The first of this three-parter is a chunk of Cold War nostalgia that could have been called My Massive Cruise Missile. Not mine, though, and certainly not the women of the Greenham Common peace camp who, in protest at our imported American mass destruction hardware, scaled the barbed wire with ladders and blankets and danced on the nuclear silos. As camp veteran Femi Otitoju puts it: “Fearless women – wonderful things.”

Eighties movers and groovers give good quotes, including Lynne Franks, Paul Morley, the Saatchi & Saatchi boys, who sloganeered for Margaret Thatcher and Katherine Hamnett. The fashion designer turned up for a No. 10 soiree in one of her voluminous T-shirts: “58 per cent Don’t Want Pershing.” Thatch quipped: “No no, dear, we’ve got Cruise – maybe you’re at the wrong party.”

The best soundbite, though, in a tale of double agents and “Two Tribes” by Frankie Goes to Hollywood comes from Lord Raymond Asquith, head of the Secret Intelligence Service, who remembers surveying the invite list for the government bunker in the event of Armageddon – lots of Tory men and one woman in the PM who was beyond child-bearing age – and musing: “For the future population of the country, it doesn’t look terribly promising.”

Also under the banner of Truth & Dare, Jimmy Carr Destroys Art is C4 at its most daring. If you had to take a flamethrower to a painting by Rolf Harris or Myra Hindley created from children’s handprints, which would it be? I don’t think I want any art destroyed, but the arguments for and against are provocative and often pretty persuasive.

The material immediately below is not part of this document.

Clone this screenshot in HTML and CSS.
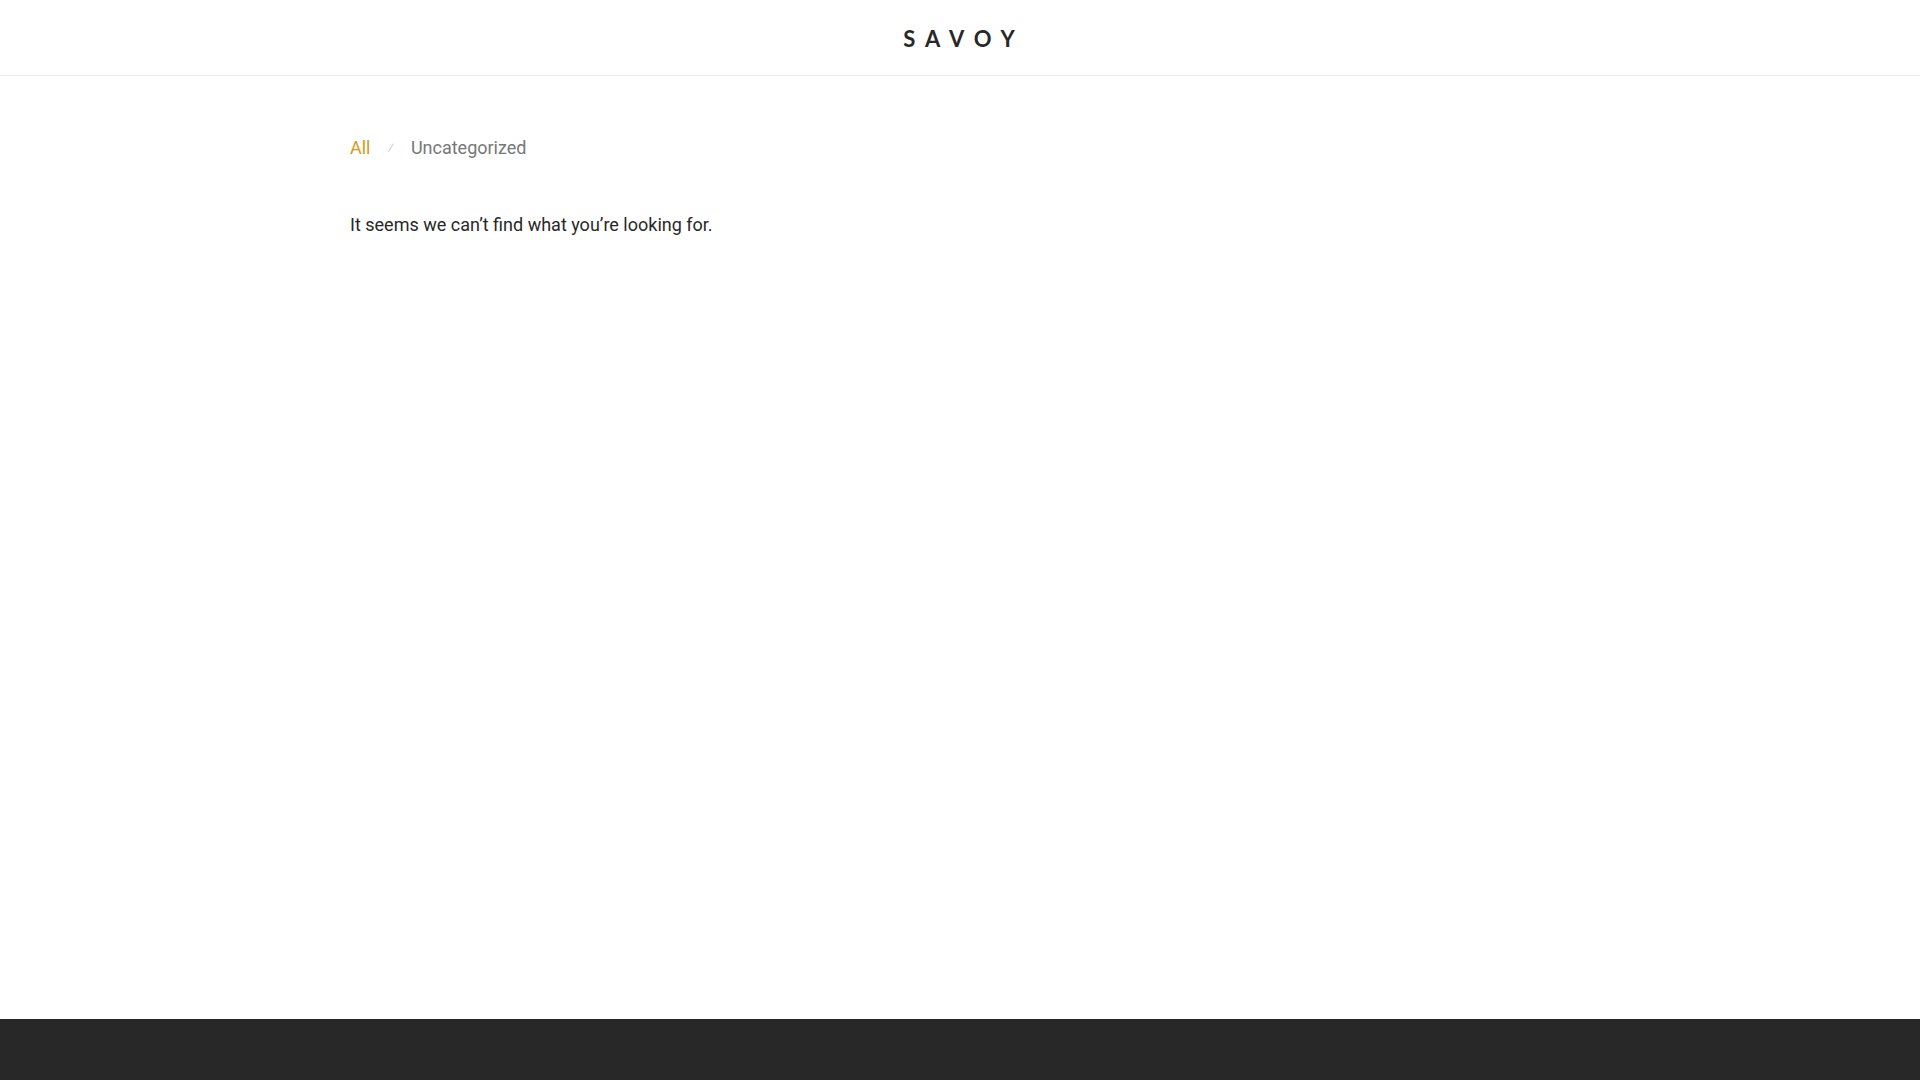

It’s back to the Beeb for Kids’ TV: the Surprising Story (BBC1), Konnie Huq’s history of shows for children, although surprisingly she omits The Singing, Ringing Tree, a terror-filled fable from old East Germany and the cause of a tsunami of bed-wetting among my generation. I know that Paul Whitehouse was a fellow sufferer, so he’ll be irked by that.